> Set task: Provide the data again in its entirety, exactly as given.

> Given material:
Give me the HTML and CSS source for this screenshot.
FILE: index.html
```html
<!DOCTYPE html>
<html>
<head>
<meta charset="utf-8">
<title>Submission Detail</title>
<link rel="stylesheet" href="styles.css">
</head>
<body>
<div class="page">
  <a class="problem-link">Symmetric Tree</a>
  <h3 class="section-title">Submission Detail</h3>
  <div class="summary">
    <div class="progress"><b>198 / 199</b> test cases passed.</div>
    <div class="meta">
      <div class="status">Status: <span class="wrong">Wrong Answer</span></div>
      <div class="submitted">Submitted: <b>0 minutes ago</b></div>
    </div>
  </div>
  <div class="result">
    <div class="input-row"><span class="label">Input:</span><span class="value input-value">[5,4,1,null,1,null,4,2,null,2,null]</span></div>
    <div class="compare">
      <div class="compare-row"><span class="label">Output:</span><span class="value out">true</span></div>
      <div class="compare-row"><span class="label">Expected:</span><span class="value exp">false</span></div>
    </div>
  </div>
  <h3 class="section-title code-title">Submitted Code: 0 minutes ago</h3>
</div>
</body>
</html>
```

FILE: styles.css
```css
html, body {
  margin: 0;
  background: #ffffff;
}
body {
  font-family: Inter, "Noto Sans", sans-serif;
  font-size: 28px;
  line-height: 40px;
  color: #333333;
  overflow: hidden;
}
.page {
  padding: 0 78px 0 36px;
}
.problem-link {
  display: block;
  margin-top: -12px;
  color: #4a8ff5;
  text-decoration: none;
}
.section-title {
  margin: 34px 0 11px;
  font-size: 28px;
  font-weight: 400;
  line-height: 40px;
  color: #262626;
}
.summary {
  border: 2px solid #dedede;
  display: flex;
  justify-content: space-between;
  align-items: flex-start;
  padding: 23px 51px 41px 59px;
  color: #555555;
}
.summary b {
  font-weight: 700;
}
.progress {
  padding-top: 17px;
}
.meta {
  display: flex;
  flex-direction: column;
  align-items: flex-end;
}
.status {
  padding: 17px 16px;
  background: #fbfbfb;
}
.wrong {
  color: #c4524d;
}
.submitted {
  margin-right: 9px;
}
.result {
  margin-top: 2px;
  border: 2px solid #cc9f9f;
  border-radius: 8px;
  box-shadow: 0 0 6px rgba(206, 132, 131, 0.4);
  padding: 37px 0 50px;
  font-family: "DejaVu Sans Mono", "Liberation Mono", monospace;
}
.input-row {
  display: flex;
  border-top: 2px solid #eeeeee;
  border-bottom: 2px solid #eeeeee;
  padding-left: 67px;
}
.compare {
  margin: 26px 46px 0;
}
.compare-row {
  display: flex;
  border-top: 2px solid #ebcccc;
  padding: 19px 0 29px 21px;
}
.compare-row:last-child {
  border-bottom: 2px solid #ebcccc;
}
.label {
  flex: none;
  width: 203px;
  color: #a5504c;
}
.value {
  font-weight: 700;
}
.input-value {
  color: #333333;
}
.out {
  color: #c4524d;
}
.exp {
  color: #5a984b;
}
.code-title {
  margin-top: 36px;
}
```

> Final result:
Give me the HTML and CSS source for this screenshot.
FILE: index.html
```html
<!DOCTYPE html>
<html>
<head>
<meta charset="utf-8">
<title>Submission Detail</title>
<link rel="stylesheet" href="styles.css">
</head>
<body>
<div class="page">
  <a class="problem-link">Symmetric Tree</a>
  <h3 class="section-title">Submission Detail</h3>
  <div class="summary">
    <div class="progress"><b>198 / 199</b> test cases passed.</div>
    <div class="meta">
      <div class="status">Status: <span class="wrong">Wrong Answer</span></div>
      <div class="submitted">Submitted: <b>0 minutes ago</b></div>
    </div>
  </div>
  <div class="result">
    <div class="input-row"><span class="label">Input:</span><span class="value input-value">[5,4,1,null,1,null,4,2,null,2,null]</span></div>
    <div class="compare">
      <div class="compare-row"><span class="label">Output:</span><span class="value out">true</span></div>
      <div class="compare-row"><span class="label">Expected:</span><span class="value exp">false</span></div>
    </div>
  </div>
  <h3 class="section-title code-title">Submitted Code: 0 minutes ago</h3>
</div>
</body>
</html>
```

FILE: styles.css
```css
html, body {
  margin: 0;
  background: #ffffff;
}
body {
  font-family: Inter, "Noto Sans", sans-serif;
  font-size: 28px;
  line-height: 40px;
  color: #333333;
  overflow: hidden;
}
.page {
  padding: 0 78px 0 36px;
}
.problem-link {
  display: block;
  margin-top: -12px;
  color: #4a8ff5;
  text-decoration: none;
}
.section-title {
  margin: 34px 0 11px;
  font-size: 28px;
  font-weight: 400;
  line-height: 40px;
  color: #262626;
}
.summary {
  border: 2px solid #dedede;
  display: flex;
  justify-content: space-between;
  align-items: flex-start;
  padding: 23px 51px 41px 59px;
  color: #555555;
}
.summary b {
  font-weight: 700;
}
.progress {
  padding-top: 17px;
}
.meta {
  display: flex;
  flex-direction: column;
  align-items: flex-end;
}
.status {
  padding: 17px 16px;
  background: #fbfbfb;
}
.wrong {
  color: #c4524d;
}
.submitted {
  margin-right: 9px;
}
.result {
  margin-top: 2px;
  border: 2px solid #cc9f9f;
  border-radius: 8px;
  box-shadow: 0 0 6px rgba(206, 132, 131, 0.4);
  padding: 37px 0 50px;
  font-family: "DejaVu Sans Mono", "Liberation Mono", monospace;
}
.input-row {
  display: flex;
  border-top: 2px solid #eeeeee;
  border-bottom: 2px solid #eeeeee;
  padding-left: 67px;
}
.compare {
  margin: 26px 46px 0;
}
.compare-row {
  display: flex;
  border-top: 2px solid #ebcccc;
  padding: 19px 0 29px 21px;
}
.compare-row:last-child {
  border-bottom: 2px solid #ebcccc;
}
.label {
  flex: none;
  width: 203px;
  color: #a5504c;
}
.value {
  font-weight: 700;
}
.input-value {
  color: #333333;
}
.out {
  color: #c4524d;
}
.exp {
  color: #5a984b;
}
.code-title {
  margin-top: 36px;
}
```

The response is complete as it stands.